Beach Space Separators – A Polish Tradition

If you’re planning a vacation on the shores of the Baltic Sea, in northern Poland, you’d better buy or build yourself a space separator if you want to fit in. The bizarre accessory is apparently a must on Polish beaches, at least if you want to fit in with the crowd.

I was recently browsing through obscure Eastern-European pic dumps and news aggregators, as I usually do, when I came across a collection of strange beach photos where everyone had a cloth wall surrounding their little patch of sand. These things were everywhere, I had never seen anything like it before, and I was intrigued. Unfortunately apart from the title, “Polish Beach Introverts”, which hinted at a privacy-related purpose, there was no explanation as to why everybody was using them. So I started Googling all sorts of phrases that I hoped might shed some light on the mystery of Polish beach separators.

At first, I only found duplicates of the same collection of photos I had originally found, with no other information, but eventually I found a Russian site on Poland affairs that actually covered this “phenomenon” quite extensively.

According to Polomedia, beach separators have been a part of Polish beach-going culture for a very long time, but have recently been getting a lot of attention online, after foreign tourists vacationing at the Baltic Sea started posting photos of separator-covered beaches on social networks like Facebook and Instagram.

Consisting of a long piece of colored cloth stretched between a number of metallic pegs that are easy to stick in the sand, beach separators vary in size according to the size of the group they are meant to accommodate. You’ll see tiny ones barely surrounding the space around a single beach towel, and giant ones separating a large part of the beach.

Contrary to what the title of that pic dump I found suggested, beach separators weren’t designed to protect their users from prying eyes. It’s no secret that strong winds are very common on the shores of the Baltic Sea, so the separators were originally meant to allow beach-goers to enjoy sunbathing without having their belongings blown away, or sand blown in their faces. Polomedia explains that the theory of beach separators being used by Polish vacationers to isolate themselves from other beach-goers originated from posts social media sites like Facebook of VKontakts by people trying to explain something they knew nothing about.

However, there is also a controversial side to these beach separators. In recent years, people have begun abusing these accessories to take up much more beach space than they need. It’s not uncommon to see one or two beach towels in the middle of an empty patch of sand surrounded by one of these separators.

During the summer, beach separators are placed so close to each other that a person can barely pass between them, let alone find a place to set their own beach towels. This creates a problem for foreign tourists unfamiliar with these accessories, who just want a place to lay down on the sand.

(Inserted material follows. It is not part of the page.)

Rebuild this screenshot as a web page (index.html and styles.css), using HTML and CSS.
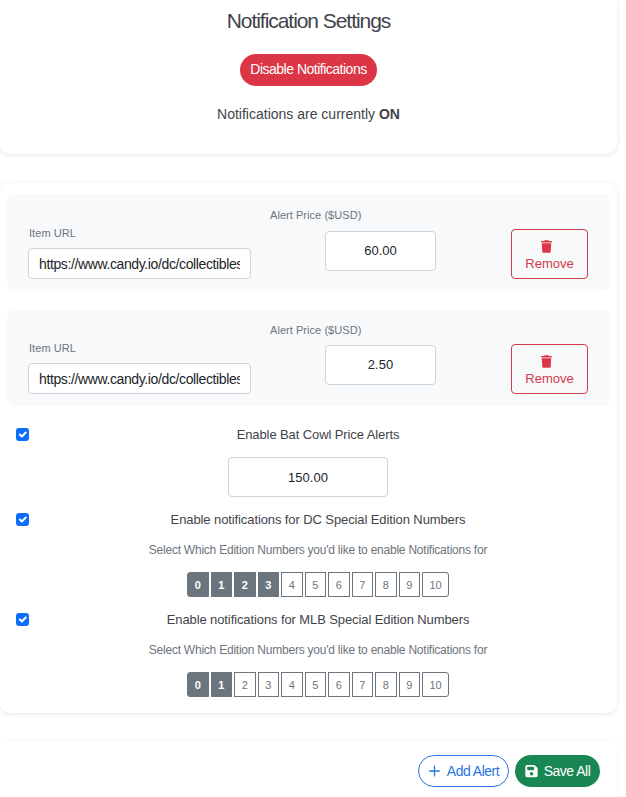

Polomedia reports that motley beach separators are an important part of Polish culture, and often show up on t-shirts, magnets and other souvenirs sold in seaside resorts. However, there is no denying that as the beaches become more crowded during the high season, they create all kinds of conflicts due to the lack of space. For example, some people leave the beach for hours but leave their separators in place, to make sure that their space doesn’t get occupied by someone else.

Polomedia claims that the huge popularity of beach space separators is exclusive to Poland, and having visited a fair number of seaside resorts across Europe, I can confirm that I have never seen anything like this before.